■ Aim of the exercise
Select the lines that hold the word "components" and copy each one.

[Records]
%%

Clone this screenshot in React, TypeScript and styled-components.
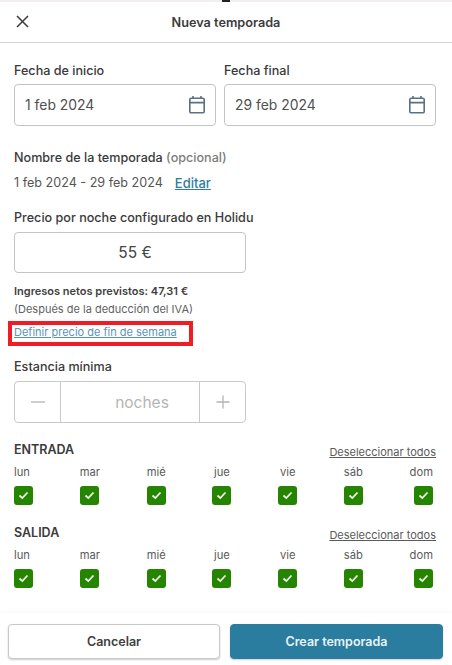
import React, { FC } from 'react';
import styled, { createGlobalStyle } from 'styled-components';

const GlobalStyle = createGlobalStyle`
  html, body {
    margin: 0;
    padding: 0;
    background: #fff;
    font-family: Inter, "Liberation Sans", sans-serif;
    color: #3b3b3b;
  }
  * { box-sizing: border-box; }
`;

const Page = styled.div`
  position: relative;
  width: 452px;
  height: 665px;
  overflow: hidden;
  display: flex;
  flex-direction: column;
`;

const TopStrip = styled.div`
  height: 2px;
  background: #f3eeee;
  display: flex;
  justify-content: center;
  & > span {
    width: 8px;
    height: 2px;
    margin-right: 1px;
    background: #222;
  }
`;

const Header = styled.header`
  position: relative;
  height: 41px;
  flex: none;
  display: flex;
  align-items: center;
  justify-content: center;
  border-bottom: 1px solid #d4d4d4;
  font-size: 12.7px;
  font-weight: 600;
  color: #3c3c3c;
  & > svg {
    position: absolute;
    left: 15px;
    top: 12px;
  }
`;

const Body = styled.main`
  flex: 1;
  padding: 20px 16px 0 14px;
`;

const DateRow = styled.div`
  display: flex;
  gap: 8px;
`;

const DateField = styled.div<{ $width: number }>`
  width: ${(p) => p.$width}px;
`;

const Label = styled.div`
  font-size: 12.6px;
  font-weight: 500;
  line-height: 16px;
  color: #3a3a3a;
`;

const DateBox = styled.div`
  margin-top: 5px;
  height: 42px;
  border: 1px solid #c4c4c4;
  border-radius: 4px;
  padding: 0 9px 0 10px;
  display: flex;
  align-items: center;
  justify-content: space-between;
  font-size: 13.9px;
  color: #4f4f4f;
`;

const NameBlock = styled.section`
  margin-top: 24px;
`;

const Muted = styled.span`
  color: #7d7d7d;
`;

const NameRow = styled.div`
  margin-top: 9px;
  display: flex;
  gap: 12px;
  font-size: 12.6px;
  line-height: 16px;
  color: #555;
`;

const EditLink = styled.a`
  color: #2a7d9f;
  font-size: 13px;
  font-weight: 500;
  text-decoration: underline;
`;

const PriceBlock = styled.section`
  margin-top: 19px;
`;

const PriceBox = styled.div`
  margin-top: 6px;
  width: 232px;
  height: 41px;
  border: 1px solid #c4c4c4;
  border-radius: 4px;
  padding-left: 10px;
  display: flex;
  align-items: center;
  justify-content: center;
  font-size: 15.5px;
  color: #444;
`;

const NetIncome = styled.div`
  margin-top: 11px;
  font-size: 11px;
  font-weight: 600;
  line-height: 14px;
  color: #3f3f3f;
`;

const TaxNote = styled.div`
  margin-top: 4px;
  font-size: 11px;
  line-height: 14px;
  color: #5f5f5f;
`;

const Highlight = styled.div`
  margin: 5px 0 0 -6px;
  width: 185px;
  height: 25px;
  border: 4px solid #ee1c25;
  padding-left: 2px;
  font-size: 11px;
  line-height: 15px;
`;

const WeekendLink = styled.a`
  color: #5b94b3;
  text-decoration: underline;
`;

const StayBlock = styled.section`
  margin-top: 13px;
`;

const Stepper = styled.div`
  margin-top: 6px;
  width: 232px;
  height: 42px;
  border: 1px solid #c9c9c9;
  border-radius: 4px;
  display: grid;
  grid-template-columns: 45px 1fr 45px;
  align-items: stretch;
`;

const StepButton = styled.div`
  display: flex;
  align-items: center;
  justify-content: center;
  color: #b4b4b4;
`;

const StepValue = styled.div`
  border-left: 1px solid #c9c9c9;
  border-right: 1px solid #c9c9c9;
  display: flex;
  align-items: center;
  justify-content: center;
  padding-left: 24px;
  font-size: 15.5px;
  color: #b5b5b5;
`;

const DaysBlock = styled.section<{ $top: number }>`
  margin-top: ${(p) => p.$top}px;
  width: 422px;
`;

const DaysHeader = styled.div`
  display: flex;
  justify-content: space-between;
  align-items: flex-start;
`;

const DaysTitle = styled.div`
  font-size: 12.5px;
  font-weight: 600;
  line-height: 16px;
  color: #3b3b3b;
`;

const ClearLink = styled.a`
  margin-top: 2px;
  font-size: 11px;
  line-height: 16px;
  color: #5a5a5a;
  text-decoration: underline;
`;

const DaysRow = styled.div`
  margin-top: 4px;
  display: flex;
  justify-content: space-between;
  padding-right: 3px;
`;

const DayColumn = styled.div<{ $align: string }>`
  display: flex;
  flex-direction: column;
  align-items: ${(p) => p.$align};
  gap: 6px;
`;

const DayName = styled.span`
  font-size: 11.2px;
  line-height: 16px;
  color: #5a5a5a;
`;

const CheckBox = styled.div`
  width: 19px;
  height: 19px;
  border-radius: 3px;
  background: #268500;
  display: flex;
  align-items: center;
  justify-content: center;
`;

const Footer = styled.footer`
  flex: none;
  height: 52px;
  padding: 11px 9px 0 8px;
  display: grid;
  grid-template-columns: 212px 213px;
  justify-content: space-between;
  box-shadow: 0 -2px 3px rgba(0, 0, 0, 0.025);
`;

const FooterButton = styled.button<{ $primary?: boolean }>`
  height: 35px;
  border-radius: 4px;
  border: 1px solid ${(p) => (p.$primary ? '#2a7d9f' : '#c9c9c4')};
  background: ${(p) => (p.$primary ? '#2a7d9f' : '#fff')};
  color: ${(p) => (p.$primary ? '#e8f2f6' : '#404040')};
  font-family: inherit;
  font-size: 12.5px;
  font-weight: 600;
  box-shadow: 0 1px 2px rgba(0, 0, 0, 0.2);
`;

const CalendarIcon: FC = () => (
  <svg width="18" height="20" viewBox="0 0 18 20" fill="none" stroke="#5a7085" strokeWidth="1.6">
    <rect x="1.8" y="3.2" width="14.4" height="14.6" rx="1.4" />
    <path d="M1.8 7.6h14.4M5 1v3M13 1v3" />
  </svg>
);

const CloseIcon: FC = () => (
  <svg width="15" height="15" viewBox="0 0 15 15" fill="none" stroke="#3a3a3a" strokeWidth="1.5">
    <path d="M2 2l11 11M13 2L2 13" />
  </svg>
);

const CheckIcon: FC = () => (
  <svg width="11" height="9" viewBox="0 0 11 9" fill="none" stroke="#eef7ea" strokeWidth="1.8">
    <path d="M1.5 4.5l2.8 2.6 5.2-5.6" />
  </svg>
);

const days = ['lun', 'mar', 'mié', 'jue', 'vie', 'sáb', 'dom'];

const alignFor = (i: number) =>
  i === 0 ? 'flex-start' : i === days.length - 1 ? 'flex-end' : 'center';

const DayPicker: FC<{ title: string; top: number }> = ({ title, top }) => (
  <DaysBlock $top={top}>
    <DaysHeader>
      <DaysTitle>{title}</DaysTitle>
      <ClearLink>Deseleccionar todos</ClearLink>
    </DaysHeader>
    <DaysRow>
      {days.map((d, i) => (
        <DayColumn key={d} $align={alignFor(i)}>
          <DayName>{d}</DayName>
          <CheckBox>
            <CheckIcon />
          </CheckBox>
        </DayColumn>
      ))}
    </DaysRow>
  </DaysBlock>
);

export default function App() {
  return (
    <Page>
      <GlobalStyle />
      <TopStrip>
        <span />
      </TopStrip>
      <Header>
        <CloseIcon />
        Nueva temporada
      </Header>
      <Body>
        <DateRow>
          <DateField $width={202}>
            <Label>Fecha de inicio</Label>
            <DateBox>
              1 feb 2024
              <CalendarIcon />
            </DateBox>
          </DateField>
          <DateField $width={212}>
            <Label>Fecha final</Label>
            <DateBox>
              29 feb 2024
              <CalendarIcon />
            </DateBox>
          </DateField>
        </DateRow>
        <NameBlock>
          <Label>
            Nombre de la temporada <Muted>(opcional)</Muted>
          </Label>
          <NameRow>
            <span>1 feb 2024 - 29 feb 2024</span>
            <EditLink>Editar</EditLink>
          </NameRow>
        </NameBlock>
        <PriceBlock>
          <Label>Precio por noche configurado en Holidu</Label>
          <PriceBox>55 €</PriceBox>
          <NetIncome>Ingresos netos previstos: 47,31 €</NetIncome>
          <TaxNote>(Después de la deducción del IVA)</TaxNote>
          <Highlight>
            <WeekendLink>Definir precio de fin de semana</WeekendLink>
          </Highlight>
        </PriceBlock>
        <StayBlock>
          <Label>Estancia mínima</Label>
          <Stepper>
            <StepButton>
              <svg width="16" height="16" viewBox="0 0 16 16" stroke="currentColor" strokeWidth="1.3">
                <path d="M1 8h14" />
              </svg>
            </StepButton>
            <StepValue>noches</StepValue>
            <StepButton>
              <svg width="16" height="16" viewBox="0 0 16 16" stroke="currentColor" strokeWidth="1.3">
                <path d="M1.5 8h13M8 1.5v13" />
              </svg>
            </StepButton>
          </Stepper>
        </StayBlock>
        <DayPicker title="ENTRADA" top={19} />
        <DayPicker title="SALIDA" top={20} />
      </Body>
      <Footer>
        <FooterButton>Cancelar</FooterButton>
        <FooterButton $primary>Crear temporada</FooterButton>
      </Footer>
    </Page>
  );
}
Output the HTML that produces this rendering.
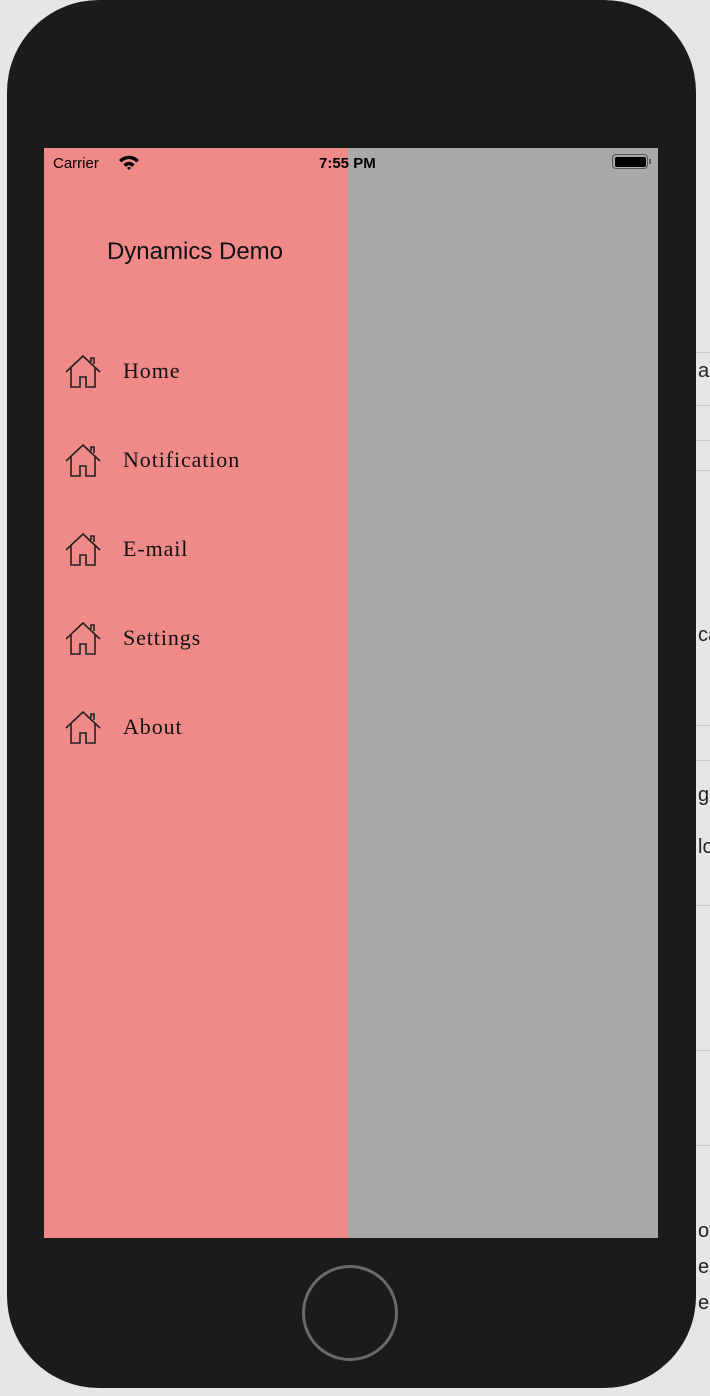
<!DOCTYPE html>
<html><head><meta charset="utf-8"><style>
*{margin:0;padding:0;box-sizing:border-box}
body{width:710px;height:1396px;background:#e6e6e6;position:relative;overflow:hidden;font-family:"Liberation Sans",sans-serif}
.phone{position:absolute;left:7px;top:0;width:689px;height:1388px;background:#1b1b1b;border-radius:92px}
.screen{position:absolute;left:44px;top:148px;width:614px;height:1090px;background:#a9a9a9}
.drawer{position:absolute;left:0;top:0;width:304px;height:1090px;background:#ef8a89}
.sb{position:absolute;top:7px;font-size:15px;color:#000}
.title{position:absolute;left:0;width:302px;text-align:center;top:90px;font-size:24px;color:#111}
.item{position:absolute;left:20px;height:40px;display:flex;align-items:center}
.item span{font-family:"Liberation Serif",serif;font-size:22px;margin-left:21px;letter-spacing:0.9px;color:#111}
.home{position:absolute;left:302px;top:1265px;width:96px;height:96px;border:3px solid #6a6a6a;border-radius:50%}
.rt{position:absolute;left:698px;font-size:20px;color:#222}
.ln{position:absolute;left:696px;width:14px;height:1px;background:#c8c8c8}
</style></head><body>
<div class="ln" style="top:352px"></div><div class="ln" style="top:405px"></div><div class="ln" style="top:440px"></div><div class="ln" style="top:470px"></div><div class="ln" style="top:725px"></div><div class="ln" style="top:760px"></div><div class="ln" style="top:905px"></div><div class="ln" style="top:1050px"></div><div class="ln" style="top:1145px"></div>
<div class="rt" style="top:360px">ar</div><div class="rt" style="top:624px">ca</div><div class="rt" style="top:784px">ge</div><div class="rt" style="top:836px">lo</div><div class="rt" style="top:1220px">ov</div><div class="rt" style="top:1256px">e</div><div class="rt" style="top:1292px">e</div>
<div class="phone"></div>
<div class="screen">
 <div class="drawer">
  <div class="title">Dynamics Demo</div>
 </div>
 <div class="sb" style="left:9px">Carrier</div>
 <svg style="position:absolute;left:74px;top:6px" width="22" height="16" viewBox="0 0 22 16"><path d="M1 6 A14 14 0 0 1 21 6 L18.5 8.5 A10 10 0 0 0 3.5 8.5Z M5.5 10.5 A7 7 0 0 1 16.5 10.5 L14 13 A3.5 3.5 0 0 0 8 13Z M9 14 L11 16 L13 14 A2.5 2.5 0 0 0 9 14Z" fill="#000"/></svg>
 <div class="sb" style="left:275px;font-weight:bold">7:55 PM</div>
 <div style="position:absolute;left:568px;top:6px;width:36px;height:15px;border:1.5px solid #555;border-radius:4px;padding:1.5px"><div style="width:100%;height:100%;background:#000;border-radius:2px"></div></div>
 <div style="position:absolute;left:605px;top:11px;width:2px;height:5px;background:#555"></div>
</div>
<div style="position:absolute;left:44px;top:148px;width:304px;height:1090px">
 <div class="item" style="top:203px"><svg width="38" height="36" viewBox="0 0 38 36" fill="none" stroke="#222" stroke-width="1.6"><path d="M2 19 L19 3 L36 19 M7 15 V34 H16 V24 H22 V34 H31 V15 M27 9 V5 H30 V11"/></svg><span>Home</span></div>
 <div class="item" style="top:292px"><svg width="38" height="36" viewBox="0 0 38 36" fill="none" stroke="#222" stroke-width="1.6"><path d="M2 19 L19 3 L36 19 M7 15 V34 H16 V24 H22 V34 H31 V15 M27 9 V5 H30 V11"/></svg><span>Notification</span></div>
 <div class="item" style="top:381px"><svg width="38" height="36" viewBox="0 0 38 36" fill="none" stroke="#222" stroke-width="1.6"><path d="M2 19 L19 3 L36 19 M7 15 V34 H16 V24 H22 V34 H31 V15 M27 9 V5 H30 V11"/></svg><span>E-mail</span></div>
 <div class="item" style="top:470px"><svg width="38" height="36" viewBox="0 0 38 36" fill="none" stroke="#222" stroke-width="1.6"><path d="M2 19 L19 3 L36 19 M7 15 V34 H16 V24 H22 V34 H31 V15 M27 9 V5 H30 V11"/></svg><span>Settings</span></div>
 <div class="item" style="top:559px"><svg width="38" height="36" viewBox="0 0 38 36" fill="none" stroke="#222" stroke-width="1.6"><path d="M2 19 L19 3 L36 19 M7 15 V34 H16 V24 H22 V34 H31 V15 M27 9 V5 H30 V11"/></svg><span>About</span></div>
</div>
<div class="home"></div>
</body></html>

%%

■ Exercise result
Clone this screenshot in React, TypeScript and styled-components.
import styled, { createGlobalStyle } from 'styled-components';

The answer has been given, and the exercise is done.